Outro ponto questionado pelos senadores foram possíveis prejuízos aos consumidores. Isso porque o projeto determina a utilização de uma alíquota ad rem (valor em reais por litro) em vez do modelo usado atualmente, de alíquota ad valorem (percentual sobre o preço).
Segundo o senador Oriovisto Guimarães (Podemos-PR), a cobrança de valor fixo sobre o litro é boa quando o preço do petróleo está subindo, mas prejudica o consumidor quando o preço cai, porque aumenta a proporção da carga tributária no litro de combustível consumido. Como a decisão de redução caberia ao Confaz, o senador argumentou que a medida sempre seria a favor da arrecadação dos estados, nunca em benefício do consumidor.
— A solução não é boa. Há coisas ótimas no seu projeto, mas a alma dele não é boa. Eu e todos os senadores queremos, claro, que o preço do combustível se estabilize, queremos que o preço do combustível seja baixo, entendemos a necessidade de fazer alguma coisa. Mas eu tenho, por uma questão de honestidade, que reconhecer o seguinte: não adianta eu dizer que estou fazendo alguma coisa se essa alguma coisa que eu estou fazendo não vai trazer benefícios ao consumidor — declarou.

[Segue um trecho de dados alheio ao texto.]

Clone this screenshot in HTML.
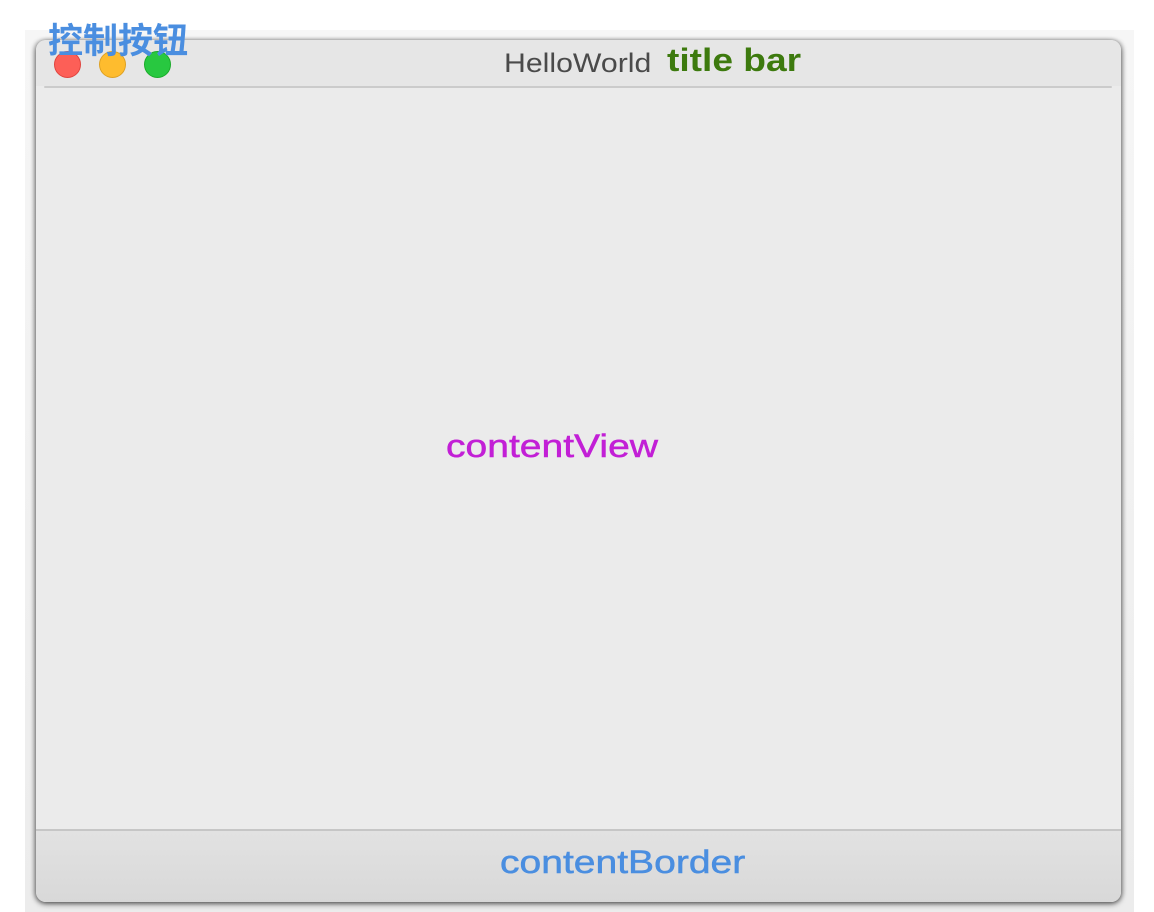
<!DOCTYPE html>
<html><head><meta charset="utf-8"><style>
html,body{margin:0;padding:0;background:#fff;width:1154px;height:912px;overflow:hidden;position:relative;font-family:"Liberation Sans","Noto Sans CJK SC",sans-serif}
.bg{position:absolute;left:25px;top:30px;width:1109px;height:882px;background:linear-gradient(#f6f6f6,#ececec)}
.win{position:absolute;left:36px;top:40px;width:1085px;height:862px;background:#ebebeb;border-radius:10px;box-shadow:0 2px 6px rgba(0,0,0,.55),-2px 0 4px rgba(0,0,0,.2),2px 0 4px rgba(0,0,0,.2);overflow:hidden}
.tb{position:absolute;left:0;top:0;width:100%;height:46px;background:#e6e6e6;}
.sep{position:absolute;left:8px;top:46px;width:1068px;height:2px;background:#cbcbcb;border-radius:1px}
.dot{position:absolute;top:11px;width:26px;height:26px;border-radius:50%}
.foot{position:absolute;left:0;top:789px;width:100%;height:73px;border-top:2px solid #c6c6c6;background:linear-gradient(#e2e2e2,#d8d8d8)}
.t{position:absolute;white-space:nowrap;transform-origin:left top}
</style></head><body>
<div class="bg"></div>
<div class="win">
<div class="tb"></div>
<div class="sep"></div>
<div class="dot" style="left:18px;background:#fd5f57;border:1px solid #e0443e;width:25px;height:25px"></div>
<div class="dot" style="left:63px;background:#febc2e;border:1px solid #dea123;width:25px;height:25px"></div>
<div class="dot" style="left:108px;background:#28c840;border:1px solid #1aab29;width:25px;height:25px"></div>
<div class="foot"></div>
</div>
<div class="t" style="left:48px;top:13px;font-size:35px;font-weight:bold;color:#4a8ee0">控制按钮</div>
<div class="t" style="left:504px;top:48px;font-size:27px;color:#4a4a4a;transform:scaleX(1.12)">HelloWorld</div>
<div class="t" style="left:667px;top:42px;font-size:32px;font-weight:bold;color:#3d7a0e;transform:scaleX(1.16)">title bar</div>
<div class="t" style="left:446px;top:428px;font-size:32px;color:#c21fd6;transform:scaleX(1.22);-webkit-text-stroke:0.5px #c21fd6">contentView</div>
<div class="t" style="left:500px;top:844px;font-size:32px;color:#4a8ee0;transform:scaleX(1.22);-webkit-text-stroke:0.5px #4a8ee0">contentBorder</div>
</body></html>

Jean Paul Prates esclareceu que essa possível distorção já havia sido objeto de uma emenda do próprio senador Oriovisto, acatada por ele, prevendo que os estados observarão as estimativas de evolução dos preços, para que não haja ampliação do peso proporcional do tributo na formação do preço final ao consumidor. O relator explicou que assim, quando o preço do combustível baixar, o consumidor será necessariamente beneficiado.
Oriovisto também apontou um possível inconstitucionalidade no projeto, que poderia levar a questionamentos junto do Supremo Tribunal Federal (STF). Para ele, o PLP 11/2020 quebra a proibição de que sejam criados benefícios em ano eleitoral. Ele se referia a artigos que tratam da ampliação do auxílio-gás.